En ese instante salió nuestro camión de la destilería. Era una imagen demasiado familiar como para no reconocerla. Le habíamos pintado, además, una imperceptible raya amarilla sobre la puerta del tanque y, desde donde estábamos, veíamos el fulgor de la raya tocada por el sol.

– ¿Lo seguimos?, -pregunté.

– Vamos a dejar que se aleje, -dijo el poeta. Hasta soplar las cenizas.

El imponente cilindro se perdió en la ruta, cargado con su pequeño lago de nafta. Llevaba un cuerpo que se desintegraría al paso de los años e iría dejando briznas de sí en los tanques subterráneos de las estaciones de servicio y, a través del escape de los automóviles, en el aire sin donaire de Buenos Aires.

– Te llevo. ¿Adónde vas?, -preguntó el poeta.

– Dejáme en cualquier parte, cerca de Villa Urquiza. Voy a caminar.

Quería pensar en el sentido de lo que había hecho, saber si estaba huyendo de algo o yendo hacia algo. Mi confianza se apoya en el profundo desprecio por este mundo desgraciado, me había dicho el poeta. Le daré la vida para que nada siga como está.

Nos pasamos dando la vida por causas que no entendemos por completo sólo para que nada siga como está, le dijo el Mocho a Martel aquella noche del Sunderland.

Las parejas bailaban alrededor, indiferentes. Un cortejo de alevillas rondaba cerca de los reflectores. Algunas los rozaban y morían sobre el vidrio candente. Martel estuvo largo rato perturbado. La historia grande había rozado al Mocho con sus alas y él también oía el vuelo. Era un sonido más fuerte que el de la música, más dominante y vivo que el de la ciudad. Debía de abrazar el país entero y al día siguiente, o al otro, estaría en la tapa de los diarios. Sentía deseos de decir, como la señora Olivia ante la muerte, "qué poquita cosa somos, qué nada somos en la eternidad", pero tan sólo dijo: "Yo también canto sólo por eso: para que regrese lo que se fue y nada siga como está".

A la mañana siguiente, -me contó Alcira-, el Mocho quiso que Martel lo acompañara a visitar la casa de la calle Bucarelli, donde había empezado el laberinto de su propia vida. Las radios anunciaban el regreso del cadáver de Evita y el hallazgo de la camioneta blanca con el ataúd de Aramburu. Si lo que Andrade pretendía era poner fin a una historia y retirarse del pasado para empezar de nuevo -como le dijo al cantor en el Sunderland -, no le quedaba otro recurso que volver a Parque Chas y velar allí las ruinas de su vida.

La mañana se les fue en una decepción tras otra.
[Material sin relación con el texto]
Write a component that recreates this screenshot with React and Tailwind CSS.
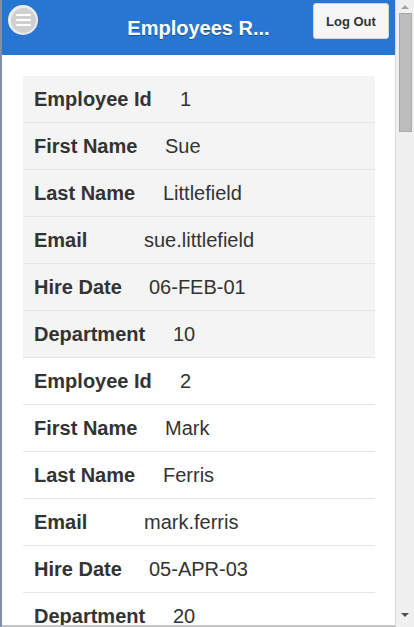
const employees = [
  { id: 1, first: 'Sue', last: 'Littlefield', email: 'sue.littlefield', hire: '06-FEB-01', dept: 10 },
  { id: 2, first: 'Mark', last: 'Ferris', email: 'mark.ferris', hire: '05-APR-03', dept: 20 },
];

// label widths keep the value columns where the original puts them
const fields = [
  { key: 'id', label: 'Employee Id', w: 'w-[146px]' },
  { key: 'first', label: 'First Name', w: 'w-[131px]' },
  { key: 'last', label: 'Last Name', w: 'w-[129px]' },
  { key: 'email', label: 'Email', w: 'w-[110px]' },
  { key: 'hire', label: 'Hire Date', w: 'w-[115px]' },
  { key: 'dept', label: 'Department', w: 'w-[139px]' },
];

function MenuButton() {
  return (
    <div className="w-[30px] h-[30px] rounded-full bg-[#ececec] flex items-center justify-center">
      <div className="w-[25px] h-[25px] rounded-full bg-[#d0d0d0] flex flex-col items-center justify-center gap-[3px]">
        <span className="block w-[15px] h-[2px] bg-white rounded" />
        <span className="block w-[15px] h-[2px] bg-white rounded" />
        <span className="block w-[15px] h-[2px] bg-white rounded" />
      </div>
    </div>
  );
}

function Header() {
  return (
    <div className="relative h-[55px] shrink-0 bg-[#2777d2] flex items-center justify-center">
      <div className="absolute left-[6px] top-[5px]">
        <MenuButton />
      </div>
      <h1 className="text-white text-[20px] font-bold leading-none [text-shadow:0_1px_0_#1d4f8a]">
        Employees R...
      </h1>
      <button className="absolute right-[6px] top-[3px] w-[76px] h-[36px] bg-[#f6f6f6] border border-[#d4d4d4] rounded-[3px] text-[#333] text-[13px] font-bold leading-none">
        Log Out
      </button>
    </div>
  );
}

function Record({ emp, shaded }) {
  return (
    <div className={shaded ? 'bg-[#f4f4f4]' : 'bg-white'}>
      {fields.map((f) => (
        <div
          key={f.key}
          className="h-[47px] flex items-center pl-[11px] border-b border-[#e6e6e6] text-[20px] text-[#333]"
        >
          <span className={`${f.w} font-bold shrink-0`}>{f.label}</span>
          <span>{emp[f.key]}</span>
        </div>
      ))}
    </div>
  );
}

function Scrollbar() {
  return (
    <div className="w-[19px] h-full shrink-0 bg-[#f0f0f0] border-l border-[#dadada] flex flex-col items-center">
      <div className="h-[13px] flex items-center">
        <span className="block w-0 h-0 border-x-[4px] border-x-transparent border-b-[4px] border-b-[#a3a3a3]" />
      </div>
      <div className="w-[13px] h-[119px] bg-[#bcbcbc] border border-[#a9a9a9]" />
      <div className="flex-1" />
      <div className="h-[16px] flex items-start pt-[2px]">
        <span className="block w-0 h-0 border-x-[4px] border-x-transparent border-t-[4px] border-t-[#505050]" />
      </div>
    </div>
  );
}

export default function App() {
  return (
    <div className="w-[414px] h-[627px] flex overflow-hidden bg-white font-['Liberation_Sans',Arial,sans-serif]">
      <div className="w-[2px] h-full shrink-0 bg-[#7f90a8]" />
      <div className="flex-1 h-full flex flex-col overflow-hidden border-b-2 border-[#c6c6c6]">
        <Header />
        <div className="pt-[21px] pl-[21px] pr-[20px]">
          {employees.map((emp, i) => (
            <Record key={emp.id} emp={emp} shaded={i === 0} />
          ))}
        </div>
      </div>
      <Scrollbar />
    </div>
  );
}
La casa de la conspiración estaba cercada por vallas policiales y un patrullero montaba guardia junto a la puerta. A lo lejos, en las calles que se abrían en círculo y en las veredas que se interrumpían sin aviso, no se veía un alma y el silencio era tan opresivo que cortaba el aliento. Ni siquiera los perros asomaban el hocico a través de las cortinas. No pudieron detenerse a mirar las ventanas del piso alto para no despertar las sospechas del patrullero, de modo que doblaron por Ballivian hacia la calle Bauness y allí volvieron a subir la pendiente que desembocaba en Pampa. De vez en cuando, Martel se volvía hacia el Mocho y advertía en él un desconsuelo creciente. Habría querido tomarlo del brazo pero temía que cualquier gesto, cualquier roce, desatara el llanto de su amigo.

Al llegar a la parada del colectivo, Andrade dijo que en ese punto debían separarse porque lo estaban esperando en otra parte, pero Martel sabía que esa parte era nada, la perdición, que ya no le quedaba nadie a quien pedir refugio. Ni siquiera intentó retenerlo. El Mocho parecía demasiado apurado y se desprendió de su abrazo como si estuviera desprendiéndose de sí mismo.